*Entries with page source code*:
%%
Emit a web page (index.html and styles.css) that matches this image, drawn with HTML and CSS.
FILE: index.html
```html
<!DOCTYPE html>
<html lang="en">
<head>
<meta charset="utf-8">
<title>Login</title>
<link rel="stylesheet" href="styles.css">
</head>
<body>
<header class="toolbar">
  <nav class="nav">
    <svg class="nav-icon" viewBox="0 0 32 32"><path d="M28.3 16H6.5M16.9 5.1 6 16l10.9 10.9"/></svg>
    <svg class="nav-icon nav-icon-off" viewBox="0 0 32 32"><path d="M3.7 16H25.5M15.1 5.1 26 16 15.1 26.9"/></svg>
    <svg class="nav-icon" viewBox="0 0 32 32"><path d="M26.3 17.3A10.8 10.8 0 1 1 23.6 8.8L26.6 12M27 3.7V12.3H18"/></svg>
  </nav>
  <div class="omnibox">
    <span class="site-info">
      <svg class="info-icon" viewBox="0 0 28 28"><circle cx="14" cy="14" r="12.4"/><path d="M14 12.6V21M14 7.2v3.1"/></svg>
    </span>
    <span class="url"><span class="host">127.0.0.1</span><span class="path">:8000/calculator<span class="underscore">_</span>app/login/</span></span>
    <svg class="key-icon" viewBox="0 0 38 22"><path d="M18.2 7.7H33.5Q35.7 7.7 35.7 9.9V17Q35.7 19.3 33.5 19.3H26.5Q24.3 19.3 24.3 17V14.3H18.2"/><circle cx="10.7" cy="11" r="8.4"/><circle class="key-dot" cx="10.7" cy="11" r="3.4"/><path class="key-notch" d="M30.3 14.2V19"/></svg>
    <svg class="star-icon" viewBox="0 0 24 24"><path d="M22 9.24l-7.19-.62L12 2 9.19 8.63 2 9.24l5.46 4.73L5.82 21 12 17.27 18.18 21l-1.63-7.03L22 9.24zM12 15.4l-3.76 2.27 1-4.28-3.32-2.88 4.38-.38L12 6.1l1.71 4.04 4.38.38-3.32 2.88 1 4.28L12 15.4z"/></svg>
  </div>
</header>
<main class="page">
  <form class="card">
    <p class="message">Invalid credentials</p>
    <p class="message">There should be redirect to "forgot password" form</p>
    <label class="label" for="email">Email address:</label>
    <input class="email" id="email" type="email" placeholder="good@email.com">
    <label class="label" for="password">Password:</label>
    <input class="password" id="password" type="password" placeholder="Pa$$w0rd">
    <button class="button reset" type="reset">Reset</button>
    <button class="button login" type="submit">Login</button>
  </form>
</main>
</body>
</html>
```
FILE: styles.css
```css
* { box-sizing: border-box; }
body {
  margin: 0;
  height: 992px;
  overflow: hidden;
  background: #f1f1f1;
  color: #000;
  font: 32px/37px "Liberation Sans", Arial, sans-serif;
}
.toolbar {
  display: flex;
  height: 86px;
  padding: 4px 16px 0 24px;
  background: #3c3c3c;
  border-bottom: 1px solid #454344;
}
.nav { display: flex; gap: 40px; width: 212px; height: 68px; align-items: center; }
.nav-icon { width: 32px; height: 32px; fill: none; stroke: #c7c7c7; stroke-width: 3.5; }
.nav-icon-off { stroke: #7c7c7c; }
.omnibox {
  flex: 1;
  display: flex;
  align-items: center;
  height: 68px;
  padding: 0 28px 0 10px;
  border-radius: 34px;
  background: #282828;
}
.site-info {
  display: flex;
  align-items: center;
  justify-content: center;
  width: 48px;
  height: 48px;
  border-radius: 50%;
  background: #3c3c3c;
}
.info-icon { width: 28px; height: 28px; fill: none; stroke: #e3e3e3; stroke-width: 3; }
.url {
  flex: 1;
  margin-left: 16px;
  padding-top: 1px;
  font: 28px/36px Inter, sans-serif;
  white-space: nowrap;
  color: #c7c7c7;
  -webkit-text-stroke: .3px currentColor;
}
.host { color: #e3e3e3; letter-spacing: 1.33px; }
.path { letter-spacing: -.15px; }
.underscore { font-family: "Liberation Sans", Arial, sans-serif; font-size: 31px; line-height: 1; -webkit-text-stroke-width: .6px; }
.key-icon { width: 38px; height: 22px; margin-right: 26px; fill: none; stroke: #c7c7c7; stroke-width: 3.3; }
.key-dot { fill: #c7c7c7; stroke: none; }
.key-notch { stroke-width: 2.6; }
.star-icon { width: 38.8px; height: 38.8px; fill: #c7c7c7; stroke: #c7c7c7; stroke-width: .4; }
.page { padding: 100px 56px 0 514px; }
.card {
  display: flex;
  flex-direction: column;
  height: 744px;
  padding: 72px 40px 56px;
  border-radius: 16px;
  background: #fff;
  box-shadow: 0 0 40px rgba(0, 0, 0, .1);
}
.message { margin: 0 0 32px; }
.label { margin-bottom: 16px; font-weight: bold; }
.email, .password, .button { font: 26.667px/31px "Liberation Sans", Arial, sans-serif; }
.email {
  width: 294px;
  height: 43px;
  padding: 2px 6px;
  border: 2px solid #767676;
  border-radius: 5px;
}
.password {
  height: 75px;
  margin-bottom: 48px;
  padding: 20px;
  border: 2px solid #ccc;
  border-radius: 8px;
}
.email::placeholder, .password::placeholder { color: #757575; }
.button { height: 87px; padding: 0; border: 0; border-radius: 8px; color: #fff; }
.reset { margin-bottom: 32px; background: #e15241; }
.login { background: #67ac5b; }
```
%%
%%
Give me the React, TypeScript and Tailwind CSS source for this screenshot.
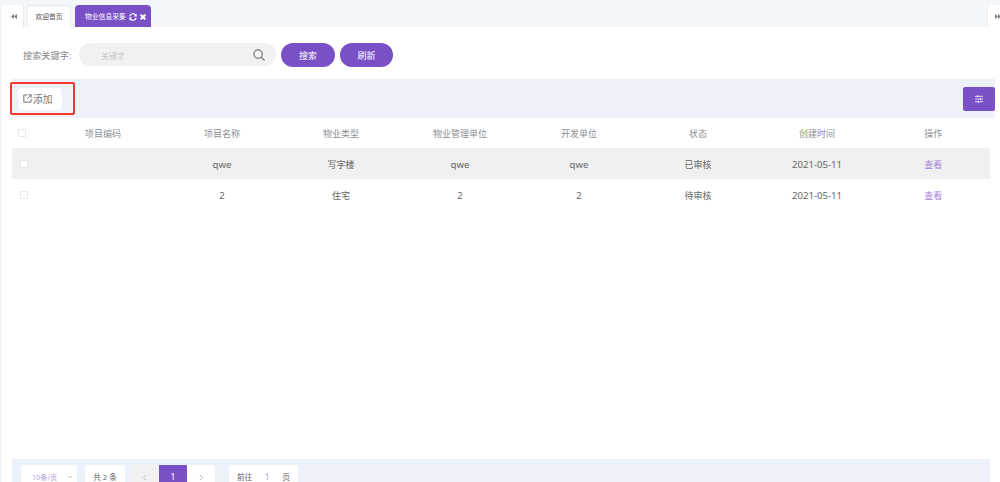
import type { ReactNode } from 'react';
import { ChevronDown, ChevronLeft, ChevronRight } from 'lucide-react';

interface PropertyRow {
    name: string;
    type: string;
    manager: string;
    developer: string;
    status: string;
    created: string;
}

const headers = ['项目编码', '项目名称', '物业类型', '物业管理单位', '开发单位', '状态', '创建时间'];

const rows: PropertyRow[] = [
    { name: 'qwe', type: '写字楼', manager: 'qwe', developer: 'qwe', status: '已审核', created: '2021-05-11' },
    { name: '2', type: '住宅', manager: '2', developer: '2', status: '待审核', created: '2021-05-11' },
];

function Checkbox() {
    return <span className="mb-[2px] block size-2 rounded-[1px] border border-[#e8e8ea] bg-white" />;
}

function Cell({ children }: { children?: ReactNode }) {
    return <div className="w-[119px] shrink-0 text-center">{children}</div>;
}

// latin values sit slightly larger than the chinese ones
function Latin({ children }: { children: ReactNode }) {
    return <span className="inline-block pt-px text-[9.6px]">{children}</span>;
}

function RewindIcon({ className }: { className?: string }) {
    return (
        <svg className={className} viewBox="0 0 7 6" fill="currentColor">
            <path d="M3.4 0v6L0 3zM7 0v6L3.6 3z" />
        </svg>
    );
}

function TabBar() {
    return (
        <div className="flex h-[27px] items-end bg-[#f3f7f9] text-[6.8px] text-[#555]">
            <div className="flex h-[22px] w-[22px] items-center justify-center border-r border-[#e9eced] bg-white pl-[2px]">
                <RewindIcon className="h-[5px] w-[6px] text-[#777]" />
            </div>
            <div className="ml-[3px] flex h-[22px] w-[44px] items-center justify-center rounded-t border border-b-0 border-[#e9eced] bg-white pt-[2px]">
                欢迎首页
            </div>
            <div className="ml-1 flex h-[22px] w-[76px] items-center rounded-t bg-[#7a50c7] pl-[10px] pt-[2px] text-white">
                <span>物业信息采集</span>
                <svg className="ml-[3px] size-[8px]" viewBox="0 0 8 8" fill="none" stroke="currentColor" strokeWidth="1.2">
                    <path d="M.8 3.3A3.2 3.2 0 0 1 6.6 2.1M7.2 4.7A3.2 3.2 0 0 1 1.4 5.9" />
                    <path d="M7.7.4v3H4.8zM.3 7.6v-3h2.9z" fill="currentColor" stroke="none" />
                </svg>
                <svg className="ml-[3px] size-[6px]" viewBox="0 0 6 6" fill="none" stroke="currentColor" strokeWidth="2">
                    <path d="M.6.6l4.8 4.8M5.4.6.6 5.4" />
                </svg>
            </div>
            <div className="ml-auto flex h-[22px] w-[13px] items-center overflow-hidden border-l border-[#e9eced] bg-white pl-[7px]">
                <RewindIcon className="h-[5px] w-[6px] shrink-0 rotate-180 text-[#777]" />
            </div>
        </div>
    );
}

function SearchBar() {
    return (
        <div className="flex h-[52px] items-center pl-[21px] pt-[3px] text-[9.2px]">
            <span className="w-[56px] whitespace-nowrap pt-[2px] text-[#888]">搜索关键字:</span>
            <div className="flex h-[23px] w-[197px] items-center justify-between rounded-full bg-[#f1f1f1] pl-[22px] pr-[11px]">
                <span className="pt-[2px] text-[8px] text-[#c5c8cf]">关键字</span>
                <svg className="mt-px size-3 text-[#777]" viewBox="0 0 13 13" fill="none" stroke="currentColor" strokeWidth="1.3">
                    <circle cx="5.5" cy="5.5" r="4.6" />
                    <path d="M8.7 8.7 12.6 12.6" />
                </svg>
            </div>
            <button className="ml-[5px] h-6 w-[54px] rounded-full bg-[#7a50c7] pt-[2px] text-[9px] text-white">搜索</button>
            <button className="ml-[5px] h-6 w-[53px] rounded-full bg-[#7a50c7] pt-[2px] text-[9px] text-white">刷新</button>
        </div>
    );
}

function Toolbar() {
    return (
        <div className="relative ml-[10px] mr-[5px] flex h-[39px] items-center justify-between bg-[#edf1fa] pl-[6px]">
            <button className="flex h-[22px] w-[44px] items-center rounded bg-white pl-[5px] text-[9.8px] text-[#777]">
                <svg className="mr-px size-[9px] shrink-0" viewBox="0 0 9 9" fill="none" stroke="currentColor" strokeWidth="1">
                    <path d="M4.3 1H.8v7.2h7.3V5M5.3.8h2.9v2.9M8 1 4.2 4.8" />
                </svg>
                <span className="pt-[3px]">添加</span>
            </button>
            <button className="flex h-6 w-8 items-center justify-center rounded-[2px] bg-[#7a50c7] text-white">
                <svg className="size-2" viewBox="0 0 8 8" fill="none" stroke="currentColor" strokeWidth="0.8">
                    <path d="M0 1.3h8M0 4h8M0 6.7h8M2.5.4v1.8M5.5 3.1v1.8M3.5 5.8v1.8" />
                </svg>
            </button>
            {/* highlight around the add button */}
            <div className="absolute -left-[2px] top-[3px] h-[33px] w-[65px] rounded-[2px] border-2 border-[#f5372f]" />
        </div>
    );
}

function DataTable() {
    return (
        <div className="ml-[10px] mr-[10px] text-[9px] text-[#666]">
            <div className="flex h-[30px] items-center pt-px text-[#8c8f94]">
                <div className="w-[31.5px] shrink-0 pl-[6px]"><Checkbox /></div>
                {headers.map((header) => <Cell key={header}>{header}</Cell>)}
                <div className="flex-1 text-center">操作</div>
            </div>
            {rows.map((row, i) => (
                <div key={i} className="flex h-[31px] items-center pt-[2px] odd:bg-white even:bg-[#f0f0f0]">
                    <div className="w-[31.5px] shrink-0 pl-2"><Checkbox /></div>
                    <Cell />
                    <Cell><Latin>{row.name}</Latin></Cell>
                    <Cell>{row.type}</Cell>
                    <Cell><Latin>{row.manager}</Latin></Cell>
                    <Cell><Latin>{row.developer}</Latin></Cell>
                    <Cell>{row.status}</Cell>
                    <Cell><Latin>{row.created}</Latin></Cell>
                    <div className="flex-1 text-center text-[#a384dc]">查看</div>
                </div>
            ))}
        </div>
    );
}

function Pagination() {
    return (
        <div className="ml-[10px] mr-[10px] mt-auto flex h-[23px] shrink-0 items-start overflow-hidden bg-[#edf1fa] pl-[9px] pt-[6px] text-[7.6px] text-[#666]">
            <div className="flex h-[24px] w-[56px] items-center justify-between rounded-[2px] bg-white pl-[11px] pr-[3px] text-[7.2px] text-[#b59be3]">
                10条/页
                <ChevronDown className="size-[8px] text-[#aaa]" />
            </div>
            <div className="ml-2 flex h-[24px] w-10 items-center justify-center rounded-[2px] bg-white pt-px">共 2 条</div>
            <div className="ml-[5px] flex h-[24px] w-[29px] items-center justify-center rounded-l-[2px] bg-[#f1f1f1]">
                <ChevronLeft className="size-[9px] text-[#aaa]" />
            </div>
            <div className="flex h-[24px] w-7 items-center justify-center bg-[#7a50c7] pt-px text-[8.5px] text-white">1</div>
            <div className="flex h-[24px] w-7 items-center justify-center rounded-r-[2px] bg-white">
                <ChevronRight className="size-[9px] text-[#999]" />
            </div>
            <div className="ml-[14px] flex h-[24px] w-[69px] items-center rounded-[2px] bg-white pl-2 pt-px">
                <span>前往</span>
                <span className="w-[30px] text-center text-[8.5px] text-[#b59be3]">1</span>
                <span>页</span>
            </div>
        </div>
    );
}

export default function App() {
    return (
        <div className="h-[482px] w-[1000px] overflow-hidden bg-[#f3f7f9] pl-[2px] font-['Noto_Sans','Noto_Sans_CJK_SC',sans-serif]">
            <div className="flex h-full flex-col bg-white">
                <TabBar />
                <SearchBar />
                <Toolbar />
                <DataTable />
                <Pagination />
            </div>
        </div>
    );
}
%%
*Exercise objective*:
Starting at the line with "Give me the" and ending at the line with "ChevronDown, ChevronLeft, ChevronRight", copy each line exactly, both ends included. Do not copy the pictures.

*Written answer*:
Give me the React, TypeScript and Tailwind CSS source for this screenshot.
import type { ReactNode } from 'react';
import { ChevronDown, ChevronLeft, ChevronRight } from 'lucide-react';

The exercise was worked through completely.